McLane’s prose tumbles in and out of other poets’ verses, other writers’ words and worlds, sometimes speaking through them, braiding her thoughts and emotions with theirs. She writes a chapter on Elizabeth Bishop in the voice of Gertrude Stein, mimicking Stein’s circular rhetoric and clipped and comma-less declarations. McLane’s poetic assessments—relentless and affecting and incantatory, both whimsical and serious—seem to not just dissect but devour. And they are as revealing as any direct detail of autobiography.
Engaged to be married and increasingly uncertain about whether it is what she wants, McLane reads Marianne Moore’s poem “Marriage,” a conversation between Adam and Eve that amplifies two vastly different perspectives on the institution of marriage. To Adam it is commendable “as a fine art, as an experiment, / a duty or as merely recreation.” But Eve calls it, less rosily, “This butterfly, / this waterfly, this nomad / that has ‘proposed / to settle on my hand for life.’” McLane writes: “A glorious ‘he says, she says,’ exchange unfolds, as if Moore were staging her own George Cukor comedy. Moore gives us two beautiful subjects speaking past each other. As Freud knew, as Lacan knew, as one is given by life to know: one speaks past as well as to the other.” McLane’s fiancé is kind and intelligent and “seemingly open to every thought, however disturbing,” but something’s still not right.
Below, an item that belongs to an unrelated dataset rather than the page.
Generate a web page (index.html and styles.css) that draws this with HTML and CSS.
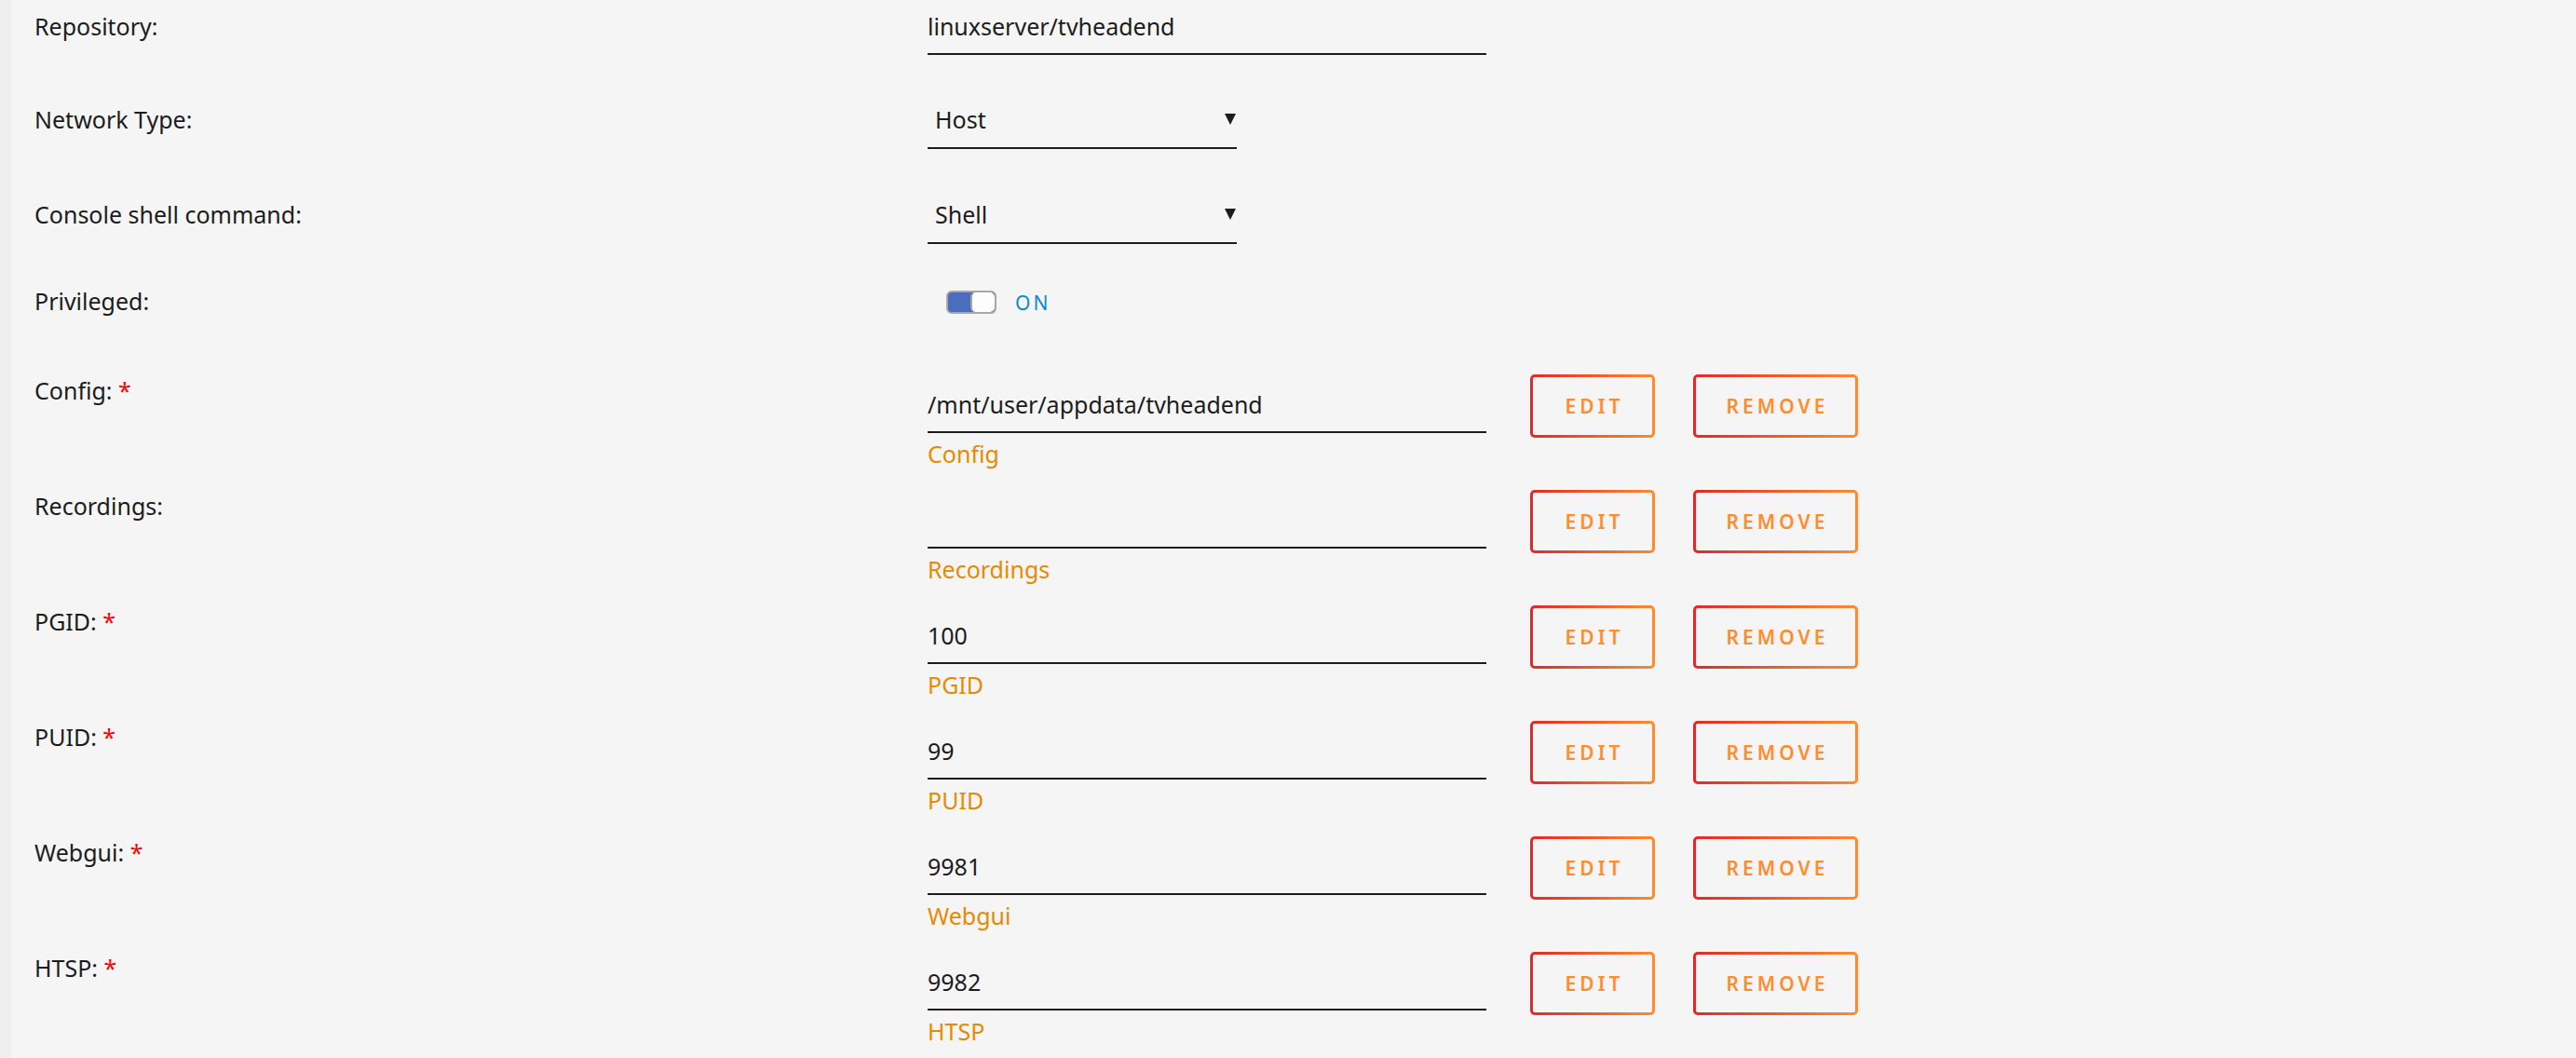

She’s ambivalent about marrying and later comes to realize that she is in love with someone else, even though she is “not it would seem out of love” with her fiancé. “This was unwieldy,” she writes, swerving back toward Moore’s poem. “It was a contradiction, a flaw in the world, unencompassable, ‘the central flaw / in that first crystal-fine experiment,’ and everything shattered.”
Throughout the book there is the palpable ache of McLane’s ever becoming: an adult, a poet, a writer, a reader, a thinker, an American, a self.